>> Begin

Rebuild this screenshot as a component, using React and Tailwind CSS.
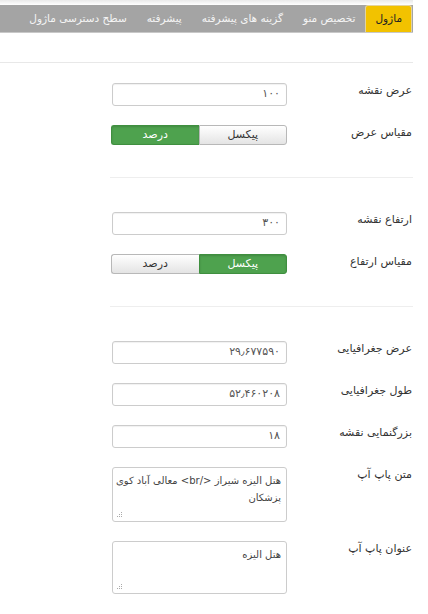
import React from "react";

const font = { fontFamily: '"DejaVu Sans", "Noto Sans", sans-serif' };

const tabs = ["ماژول", "تخصیص منو", "گزینه های پیشرفته", "پیشرفته", "سطح دسترسی ماژول"];

function Tabs() {
  return (
    <div className="flex h-[28px] items-stretch overflow-hidden whitespace-nowrap border-b border-[#c8c8c8] bg-[#a4a4a4]">
      {tabs.map((t, i) =>
        i === 0 ? (
          <div
            key={t}
            className="mr-[1px] flex items-center rounded-t-[3px] border border-b-0 border-[#e3d3a0] bg-[#f2c200] px-[9px] text-[10.5px] text-[#222]"
          >
            {t}
          </div>
        ) : (
          <div key={t} className="flex items-center px-[10px] text-[10.5px] text-[#f4f4f4]">
            {t}
          </div>
        )
      )}
    </div>
  );
}

function Row({ label, children, className = "" }) {
  return (
    <div className={`flex items-start ${className}`}>
      <div className="w-[126px] pr-[1px] text-[11px] leading-[16px] text-[#333]">{label}</div>
      <div className="w-[177px]">{children}</div>
    </div>
  );
}

function Input({ value }) {
  return (
    <div className="flex h-[23px] w-[175px] items-center rounded-[3px] border border-[#ccc] bg-white px-[6px] text-[11px] text-[#555] shadow-[inset_0_1px_1px_rgba(0,0,0,0.06)]">
      {value}
    </div>
  );
}

function Toggle({ active }) {
  const on = "bg-[#4ea24e] text-white border-[#3f8f3f] shadow-[inset_0_1px_2px_rgba(0,0,0,0.15)]";
  const off = "bg-gradient-to-b from-white to-[#e4e4e4] text-[#333] border-[#b8b8b8]";
  return (
    <div className="flex h-[20px] w-[176px] text-[11px]">
      <div
        className={`flex flex-1 items-center justify-center rounded-r-[3px] border ${active === "px" ? on : off}`}
      >
        پیکسل
      </div>
      <div
        className={`flex flex-1 items-center justify-center rounded-l-[3px] border border-r-0 ${active === "pct" ? on : off}`}
      >
        درصد
      </div>
    </div>
  );
}

function Grip() {
  return (
    <svg className="absolute bottom-[3px] left-[3px]" width="7" height="7" viewBox="0 0 7 7">
      {[
        [5, 1],
        [3, 3],
        [5, 3],
        [1, 5],
        [3, 5],
        [5, 5],
      ].map(([x, y]) => (
        <rect key={`${x}-${y}`} x={x} y={y} width="1" height="1" fill="#aaa" />
      ))}
    </svg>
  );
}

function TextArea({ lines, h }) {
  return (
    <div
      className={`relative w-[175px] rounded-[3px] border border-[#ccc] bg-white px-[5px] pt-[4px] text-[10px] leading-[17px] text-[#444] ${h}`}
    >
      {lines.map((l) => (
        <div key={l} className="whitespace-nowrap">
          {l}
        </div>
      ))}
      <Grip />
    </div>
  );
}

export default function App() {
  return (
    <div className="min-h-[614px] w-[428px] bg-white" style={font}>
      <div dir="rtl" className="w-[413px]">
        <div className="h-[5px] bg-gradient-to-b from-[#e9e9e9] to-white" />
        <Tabs />
        <div className="mt-[29px] h-px bg-[#e8e8e8]" />

        <Row label="عرض نقشه" className="mt-[20px]">
          <Input value="۱۰۰" />
        </Row>
        <Row label="مقیاس عرض" className="mt-[19px]">
          <Toggle active="pct" />
        </Row>
        <div className="mt-[32px] h-px w-[303px] bg-[#eee]" />

        <Row label="ارتفاع نقشه" className="mt-[34px]">
          <Input value="۳۰۰" />
        </Row>
        <Row label="مقیاس ارتفاع" className="mt-[19px]">
          <Toggle active="px" />
        </Row>
        <div className="mt-[32px] h-px w-[303px] bg-[#eee]" />

        <Row label="عرض جغرافیایی" className="mt-[34px]">
          <Input value="۲۹٫۶۷۷۵۹۰" />
        </Row>
        <Row label="طول جغرافیایی" className="mt-[19px]">
          <Input value="۵۲٫۴۶۰۲۰۸" />
        </Row>
        <Row label="بزرگنمایی نقشه" className="mt-[19px]">
          <Input value="۱۸" />
        </Row>
        <Row label="متن پاپ آپ" className="mt-[19px]">
          <TextArea lines={["هتل الیزه شیراز  </br> معالی آباد کوی", "پزشکان"]} h="h-[55px]" />
        </Row>
        <Row label="عنوان پاپ آپ" className="mt-[19px]">
          <TextArea lines={["هتل الیزه"]} h="h-[53px]" />
        </Row>
      </div>
    </div>
  );
}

>> End

YOUR INSTRUCTIONS >> Track down every line of the material containing the string "React", and copy it.

WRITTEN RESPONSE >>
Rebuild this screenshot as a component, using React and Tailwind CSS.
import React from "react";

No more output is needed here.